Problem
Solve: \( \tan^{-1}\left(\frac{x-2}{x-1}\right) + \tan^{-1}\left(\frac{x+2}{x+1}\right) = \frac{\pi}{4} \)
Solution
Let:
\[ A = \tan^{-1}\left(\frac{x-2}{x-1}\right), \quad B = \tan^{-1}\left(\frac{x+2}{x+1}\right) \]
Step 1: Use tan(A + B)
\[ \tan(A + B) = \frac{\tan A + \tan B}{1 – \tan A \tan B} \]
Step 2: Substitute
\[ = \frac{\frac{x-2}{x-1} + \frac{x+2}{x+1}}{1 – \frac{(x-2)(x+2)}{(x-1)(x+1)}} \]
Step 3: Simplify numerator
\[ = \frac{(x-2)(x+1) + (x+2)(x-1)}{(x-1)(x+1)} \]
\[ = \frac{x^2 – x – 2 + x^2 + x – 2}{x^2 – 1} = \frac{2x^2 – 4}{x^2 – 1} \]

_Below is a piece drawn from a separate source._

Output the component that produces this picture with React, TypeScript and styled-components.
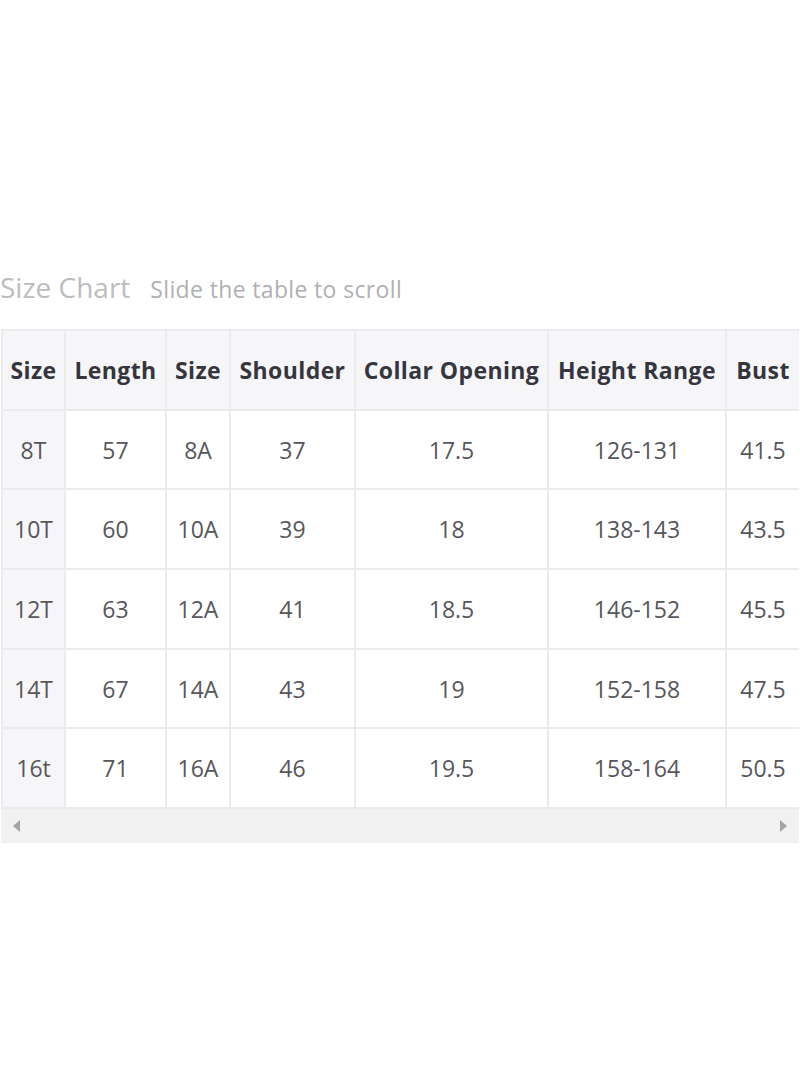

Step 4: Simplify denominator
\[ 1 – \frac{x^2 – 4}{x^2 – 1} = \frac{x^2 – 1 – (x^2 – 4)}{x^2 – 1} = \frac{3}{x^2 – 1} \]
Step 5: Final tan value
\[ \tan(A + B) = \frac{2(x^2 – 2)}{3} \]
Step 6: Compare with RHS
\[ \tan\left(\frac{\pi}{4}\right) = 1 \]
\[ \frac{2(x^2 – 2)}{3} = 1 \]
Step 7: Solve
\[ 2x^2 – 4 = 3 \]
\[ 2x^2 = 7 \Rightarrow x^2 = \frac{7}{2} \]
\[ x = \pm \sqrt{\frac{7}{2}} \]
Step 8: Domain check
Expression undefined at \( x = \pm 1 \). Both values are valid.
Final Answer
\[ \boxed{x = \pm \sqrt{\frac{7}{2}}} \]
Explanation
Using tan(A+B) identity and simplifying rational expressions leads to a quadratic equation.